Roaring Twenties Morphs Into Whimper
The more things change, the more they stay the same (or for purists, plus ça change, plus c’est la même chose). No matter how smart any prognosticator thinks she is in the moment, heralding a “this time is different” narrative, the real world reminds us that human beings are hardwired to allow the recent past to inform what we believe will be the future. Just over a year ago, hopes were high for a post-pandemic surge in activity, encouraging economists and bullish investors to wager that the U.S. economy was entering a NEW Roaring Twenties.
“What a difference a year makes,” says Neil Shearing of Capital Economics. “The narrative has now flipped as concerns about a recession have spread,” prompting Shearing to ponder is “this latest story any more convincing than last year’s?” Given that the U.S. economy contracted at a 1.4 percent annual pace in the first quarter and as the Federal Reserve gears up for a two-day policy meeting, the question is ever-more important.
Despite the pokey start to the year, the Fed is still expected to raise short term interest rates by 0.50 percent to fight 40-year highs in inflation. The central bank’s campaign to increase rates has also spawned heightened conversations about yield curve inversions, the unusual market condition when it costs more to borrow for the government in the short term than the longer term.
Typically, it should cost less to borrow for shorter periods of time than longer ones. In the case of government bonds, when you buy a ten-year, the interest rate is normally higher than when you buy a two-year (the difference between those two interest rates is known as the “spread”). The reason is that lots of things can happen in the future, so bond buyers usually demand higher interest rates to compensate them for the additional risk of lending the money for a longer term.
When plotting government yields on a chart, a normal period slopes upwards, the steeper the slope, the more that investors think that growth, inflation, and interest rates will be increasing in the future. When investors believe that the economy is slowing and that the rate of inflation will be tepid in the future, the yield curve flattens.
When short-term interest rates are higher than long-term rates, the yield curve inverts, meaning that it slopes downward. Shearing notes “There is no mechanical link between an inverted curve and the real economy,” but its significance reflects “the collective wisdom of deep and liquid bond markets.” The current inversion could mean that investors are worried that the Fed will not be able to thread the needle of increasing rates without throwing the economy into a recession. So, they dump short-dated government bonds and load up on the longer-dated ones, wagering that the Fed will raise rates for the next couple of years and then will be forced to do a 180, after the economy enters a recession. In other words, market timing on steroids.
Historically when the relationship between two-and ten-year government bonds inverts and stays that way for three to six months, it can be bad news for the economy and can presage a recession. Shearing points out that “the curve has inverted ahead of every recession in the U.S. over the past 50 years, with only one false positive (in 1998). It’s therefore about as good a recession indicator as we’re going to get. Ignoring the yield curve means betting against history.”

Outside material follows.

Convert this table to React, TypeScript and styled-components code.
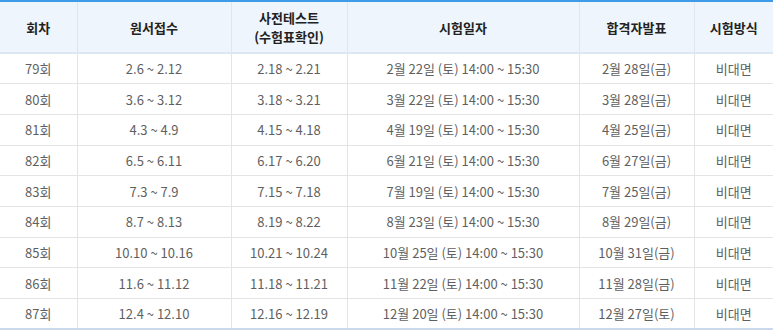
import React from "react";
import styled, { createGlobalStyle } from "styled-components";

const Global = createGlobalStyle`
  html, body { margin: 0; padding: 0; background: #ffffff; }
  body { font-family: "Noto Sans CJK KR", "Noto Sans", sans-serif; }
`;

const Table = styled.table`
  width: 773px;
  border-collapse: collapse;
  table-layout: fixed;
  border-top: 2px solid #3d9be9;
  border-bottom: 2px solid #c9d8ea;
  font-family: "Noto Sans CJK KR", "Noto Sans", sans-serif;
  font-size: 13px;
`;

const HeadCell = styled.th`
  height: 50px;
  padding: 0;
  background: #eef5fc;
  color: #222222;
  font-weight: 700;
  font-size: 13px;
  line-height: 19px;
  text-align: center;
  border-bottom: 2px solid #dde7f2;
  border-left: 1px solid #e2e6ea;
  &:first-child { border-left: none; }
`;

const Row = styled.tr`
  height: 30.7px;
  & + & td { border-top: 1px solid #e4e4e4; }
`;

const Cell = styled.td`
  padding: 0;
  color: #5f5f5f;
  text-align: center;
  white-space: nowrap;
  border-left: 1px solid #e4e4e4;
  &:first-child { border-left: none; }
`;

const cols = [77, 154, 116, 232, 115, 79];

const data: string[][] = [
  ["79회", "2.6 ~ 2.12", "2.18 ~ 2.21", "2월 22일 (토) 14:00 ~ 15:30", "2월 28일(금)", "비대면"],
  ["80회", "3.6 ~ 3.12", "3.18 ~ 3.21", "3월 22일 (토) 14:00 ~ 15:30", "3월 28일(금)", "비대면"],
  ["81회", "4.3 ~ 4.9", "4.15 ~ 4.18", "4월 19일 (토) 14:00 ~ 15:30", "4월 25일(금)", "비대면"],
  ["82회", "6.5 ~ 6.11", "6.17 ~ 6.20", "6월 21일 (토) 14:00 ~ 15:30", "6월 27일(금)", "비대면"],
  ["83회", "7.3 ~ 7.9", "7.15 ~ 7.18", "7월 19일 (토) 14:00 ~ 15:30", "7월 25일(금)", "비대면"],
  ["84회", "8.7 ~ 8.13", "8.19 ~ 8.22", "8월 23일 (토) 14:00 ~ 15:30", "8월 29일(금)", "비대면"],
  ["85회", "10.10 ~ 10.16", "10.21 ~ 10.24", "10월 25일 (토) 14:00 ~ 15:30", "10월 31일(금)", "비대면"],
  ["86회", "11.6 ~ 11.12", "11.18 ~ 11.21", "11월 22일 (토) 14:00 ~ 15:30", "11월 28일(금)", "비대면"],
  ["87회", "12.4 ~ 12.10", "12.16 ~ 12.19", "12월 20일 (토) 14:00 ~ 15:30", "12월 27일(토)", "비대면"],
];

export default function App() {
  return (
    <>
      <Global />
      <Table>
        <colgroup>
          {cols.map((w, i) => (
            <col key={i} style={{ width: w }} />
          ))}
        </colgroup>
        <thead>
          <tr>
            <HeadCell>회차</HeadCell>
            <HeadCell>원서접수</HeadCell>
            <HeadCell>
              사전테스트
              <br />
              (수험표확인)
            </HeadCell>
            <HeadCell>시험일자</HeadCell>
            <HeadCell>합격자발표</HeadCell>
            <HeadCell>시험방식</HeadCell>
          </tr>
        </thead>
        <tbody>
          {data.map((r) => (
            <Row key={r[0]}>
              {r.map((c, j) => (
                <Cell key={j}>{c}</Cell>
              ))}
            </Row>
          ))}
        </tbody>
      </Table>
    </>
  );
}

But inversions may not always be the Magic 8-Ball, when it comes to recession calls. For example, the curve inverted in 2019, but it would seem far-fetched to attach the outcome of a once-in-century pandemic-induced recession to that inversion. What’s more likely is that in 2019, bond investors got a little spooked about the future. Had the two-month COVID recession not occurred, it’s likely that we would have used the 2019 inversion as proof that the old inversion/recession link was broken.

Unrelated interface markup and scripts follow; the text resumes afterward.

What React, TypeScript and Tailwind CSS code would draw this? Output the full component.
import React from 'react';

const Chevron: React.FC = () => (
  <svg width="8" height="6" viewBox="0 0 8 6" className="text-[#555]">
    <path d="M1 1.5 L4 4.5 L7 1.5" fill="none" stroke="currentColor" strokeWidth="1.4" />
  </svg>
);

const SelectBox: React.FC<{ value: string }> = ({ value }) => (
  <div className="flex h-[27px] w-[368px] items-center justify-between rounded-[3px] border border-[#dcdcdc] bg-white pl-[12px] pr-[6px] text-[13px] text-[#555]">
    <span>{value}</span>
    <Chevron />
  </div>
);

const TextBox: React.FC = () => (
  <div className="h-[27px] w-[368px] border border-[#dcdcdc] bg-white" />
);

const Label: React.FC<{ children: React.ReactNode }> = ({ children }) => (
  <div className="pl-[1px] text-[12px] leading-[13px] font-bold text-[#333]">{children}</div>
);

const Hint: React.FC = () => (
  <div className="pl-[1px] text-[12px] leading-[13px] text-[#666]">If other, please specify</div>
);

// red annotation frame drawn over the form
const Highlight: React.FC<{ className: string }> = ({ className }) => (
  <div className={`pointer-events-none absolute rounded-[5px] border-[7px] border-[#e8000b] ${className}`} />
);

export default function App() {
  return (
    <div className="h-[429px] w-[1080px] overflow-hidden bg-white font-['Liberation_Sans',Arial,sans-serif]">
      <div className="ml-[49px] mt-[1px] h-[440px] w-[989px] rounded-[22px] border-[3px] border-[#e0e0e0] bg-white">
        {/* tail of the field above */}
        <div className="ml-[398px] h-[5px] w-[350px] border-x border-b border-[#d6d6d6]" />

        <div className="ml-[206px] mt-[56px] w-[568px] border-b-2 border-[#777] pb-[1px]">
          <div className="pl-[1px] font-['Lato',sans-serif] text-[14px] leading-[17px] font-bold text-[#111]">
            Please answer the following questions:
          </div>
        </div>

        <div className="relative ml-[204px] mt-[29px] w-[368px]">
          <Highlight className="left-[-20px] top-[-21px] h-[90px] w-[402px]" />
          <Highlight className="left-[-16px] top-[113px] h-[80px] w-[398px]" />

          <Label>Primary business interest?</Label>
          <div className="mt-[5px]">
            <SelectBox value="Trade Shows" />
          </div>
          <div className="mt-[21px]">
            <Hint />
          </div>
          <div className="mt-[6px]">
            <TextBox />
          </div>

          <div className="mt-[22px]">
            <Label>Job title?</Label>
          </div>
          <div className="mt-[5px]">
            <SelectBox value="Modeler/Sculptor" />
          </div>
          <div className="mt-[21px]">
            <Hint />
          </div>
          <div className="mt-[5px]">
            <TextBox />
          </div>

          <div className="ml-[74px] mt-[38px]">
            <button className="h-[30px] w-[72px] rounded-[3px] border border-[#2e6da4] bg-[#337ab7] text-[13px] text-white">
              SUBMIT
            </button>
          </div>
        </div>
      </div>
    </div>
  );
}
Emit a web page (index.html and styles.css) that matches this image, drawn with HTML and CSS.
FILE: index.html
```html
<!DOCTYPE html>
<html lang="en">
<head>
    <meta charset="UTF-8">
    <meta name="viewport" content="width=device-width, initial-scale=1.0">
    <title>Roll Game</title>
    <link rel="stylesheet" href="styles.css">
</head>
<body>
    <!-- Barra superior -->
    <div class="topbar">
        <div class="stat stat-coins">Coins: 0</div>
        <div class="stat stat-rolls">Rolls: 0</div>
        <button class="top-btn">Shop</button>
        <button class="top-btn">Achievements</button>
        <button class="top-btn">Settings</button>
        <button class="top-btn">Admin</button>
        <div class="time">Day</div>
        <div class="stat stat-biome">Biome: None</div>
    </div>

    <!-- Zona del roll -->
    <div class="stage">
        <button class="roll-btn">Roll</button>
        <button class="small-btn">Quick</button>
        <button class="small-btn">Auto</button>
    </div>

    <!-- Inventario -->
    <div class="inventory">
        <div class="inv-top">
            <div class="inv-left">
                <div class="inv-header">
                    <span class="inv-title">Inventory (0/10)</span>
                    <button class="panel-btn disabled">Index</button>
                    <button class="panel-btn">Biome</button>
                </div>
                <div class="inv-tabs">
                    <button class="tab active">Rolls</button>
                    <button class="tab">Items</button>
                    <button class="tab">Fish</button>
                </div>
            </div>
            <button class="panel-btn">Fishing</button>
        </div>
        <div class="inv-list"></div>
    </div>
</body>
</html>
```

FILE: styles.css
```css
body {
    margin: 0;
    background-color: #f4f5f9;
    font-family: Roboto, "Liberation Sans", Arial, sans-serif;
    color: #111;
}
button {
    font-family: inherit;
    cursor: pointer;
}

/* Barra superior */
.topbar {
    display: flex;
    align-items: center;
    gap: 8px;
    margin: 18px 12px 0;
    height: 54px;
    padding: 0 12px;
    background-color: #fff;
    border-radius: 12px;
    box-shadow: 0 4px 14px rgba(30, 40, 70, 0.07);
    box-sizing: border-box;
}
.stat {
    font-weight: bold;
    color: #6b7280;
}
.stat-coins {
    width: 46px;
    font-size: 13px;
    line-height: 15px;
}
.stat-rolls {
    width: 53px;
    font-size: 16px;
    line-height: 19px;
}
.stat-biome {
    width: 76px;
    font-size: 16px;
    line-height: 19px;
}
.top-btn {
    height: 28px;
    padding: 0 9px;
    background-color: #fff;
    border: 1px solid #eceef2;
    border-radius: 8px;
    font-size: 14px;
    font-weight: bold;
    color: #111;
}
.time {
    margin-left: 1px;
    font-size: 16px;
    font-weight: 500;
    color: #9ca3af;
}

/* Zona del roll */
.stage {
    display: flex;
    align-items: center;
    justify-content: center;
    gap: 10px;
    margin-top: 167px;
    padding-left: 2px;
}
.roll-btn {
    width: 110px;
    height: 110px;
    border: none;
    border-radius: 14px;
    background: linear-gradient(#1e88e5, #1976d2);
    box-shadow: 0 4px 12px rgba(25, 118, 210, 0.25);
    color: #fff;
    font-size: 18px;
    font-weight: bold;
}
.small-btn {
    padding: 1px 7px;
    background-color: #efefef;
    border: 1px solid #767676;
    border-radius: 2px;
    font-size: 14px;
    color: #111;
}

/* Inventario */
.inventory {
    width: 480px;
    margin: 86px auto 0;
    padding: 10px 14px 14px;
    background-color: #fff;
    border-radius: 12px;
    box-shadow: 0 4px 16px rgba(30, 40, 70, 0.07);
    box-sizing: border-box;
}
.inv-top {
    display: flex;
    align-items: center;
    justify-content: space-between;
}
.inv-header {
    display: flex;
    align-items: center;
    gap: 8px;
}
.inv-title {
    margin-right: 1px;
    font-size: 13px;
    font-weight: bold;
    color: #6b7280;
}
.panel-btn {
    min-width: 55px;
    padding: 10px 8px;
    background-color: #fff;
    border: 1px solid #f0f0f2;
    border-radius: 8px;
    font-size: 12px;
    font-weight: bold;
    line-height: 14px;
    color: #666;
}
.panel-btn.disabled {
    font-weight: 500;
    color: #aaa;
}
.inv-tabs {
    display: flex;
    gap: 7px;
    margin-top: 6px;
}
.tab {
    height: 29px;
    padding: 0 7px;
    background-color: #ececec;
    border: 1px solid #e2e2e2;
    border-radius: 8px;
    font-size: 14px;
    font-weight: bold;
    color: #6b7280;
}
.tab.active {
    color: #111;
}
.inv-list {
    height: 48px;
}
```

Shearing says that the current yield curve “has been distorted by the effects of large-scale central bank asset purchases over the past decade”, [Quantitative Easing or bond buying] which may mean that this time really is different and that the inverted yield curve “may have lost some of its predictive power.” This inversion perversion underscores just how spooked we are about recessions in general. While nobody wants to see a return to high unemployment and human suffering, unfortunately, recessions are natural occurrences of the economic cycle. Sometimes the contraction and subsequent recovery last a long time (the Great Recession) and sometimes the damage is deep, but the length is short (the COVID Recession).

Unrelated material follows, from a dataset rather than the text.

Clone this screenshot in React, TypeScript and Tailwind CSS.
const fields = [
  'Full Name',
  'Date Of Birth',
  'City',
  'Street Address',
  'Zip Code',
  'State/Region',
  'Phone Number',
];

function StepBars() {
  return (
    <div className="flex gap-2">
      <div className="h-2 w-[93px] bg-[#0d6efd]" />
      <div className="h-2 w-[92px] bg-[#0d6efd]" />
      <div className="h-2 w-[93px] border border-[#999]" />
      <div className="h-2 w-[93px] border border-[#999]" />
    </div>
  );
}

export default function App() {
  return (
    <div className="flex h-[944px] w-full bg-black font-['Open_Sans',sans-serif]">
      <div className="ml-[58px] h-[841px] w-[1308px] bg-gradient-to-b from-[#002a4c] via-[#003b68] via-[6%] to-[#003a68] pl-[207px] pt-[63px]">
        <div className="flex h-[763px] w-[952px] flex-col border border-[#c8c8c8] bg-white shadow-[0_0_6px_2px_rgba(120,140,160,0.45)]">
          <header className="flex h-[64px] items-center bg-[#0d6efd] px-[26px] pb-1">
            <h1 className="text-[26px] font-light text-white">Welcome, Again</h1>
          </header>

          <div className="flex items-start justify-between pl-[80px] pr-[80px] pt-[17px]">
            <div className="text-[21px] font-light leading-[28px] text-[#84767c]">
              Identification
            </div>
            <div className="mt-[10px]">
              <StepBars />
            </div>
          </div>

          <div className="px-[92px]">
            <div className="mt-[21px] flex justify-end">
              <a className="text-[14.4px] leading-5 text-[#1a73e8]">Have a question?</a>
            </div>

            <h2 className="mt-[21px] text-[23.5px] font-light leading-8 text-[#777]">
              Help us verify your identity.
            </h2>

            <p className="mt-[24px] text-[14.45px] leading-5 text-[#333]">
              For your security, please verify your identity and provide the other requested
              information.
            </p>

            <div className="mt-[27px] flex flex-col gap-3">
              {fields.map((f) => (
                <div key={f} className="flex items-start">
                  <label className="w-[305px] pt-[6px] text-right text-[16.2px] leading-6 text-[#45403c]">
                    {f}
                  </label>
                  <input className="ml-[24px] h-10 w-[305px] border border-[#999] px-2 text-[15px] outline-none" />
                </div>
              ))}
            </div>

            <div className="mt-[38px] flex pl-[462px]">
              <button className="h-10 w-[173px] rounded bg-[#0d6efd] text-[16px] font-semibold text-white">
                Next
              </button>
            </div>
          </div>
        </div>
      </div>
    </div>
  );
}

To get an idea of whether a recession is coming any time soon, it’s instructive to go to the source, the Business Cycle Dating Committee of the National Bureau of Economic Research (NBER). The Committee does not have a fixed definition of recessions; rather it examines and compares the behavior of various measures of broad activity: real economic growth and income (both adjusted for inflation), employment, industrial production, and wholesale-retail sales. While most of these metrics are holding up, high inflation and rising interest rates will curtail spending, especially as consumers drain their pandemic-era savings (the personal saving rate dropped to 6.2 percent in March and hit the lowest level since 2013 in Q1).
A drop in both personal and business spending means that the economy will cool considerably from last year’s 5.7 percent annualized growth rate, but it’s hard to know whether it will slow enough to trigger a recession. “The challenge will be for the Fed to cool domestic demand without sending too much of a chill through the labor market,” says Grant Thornton Chief Economist Diane Swonk. “Getting policy “just right” is no easy feat. Goldilocks only exists in fairy tales.”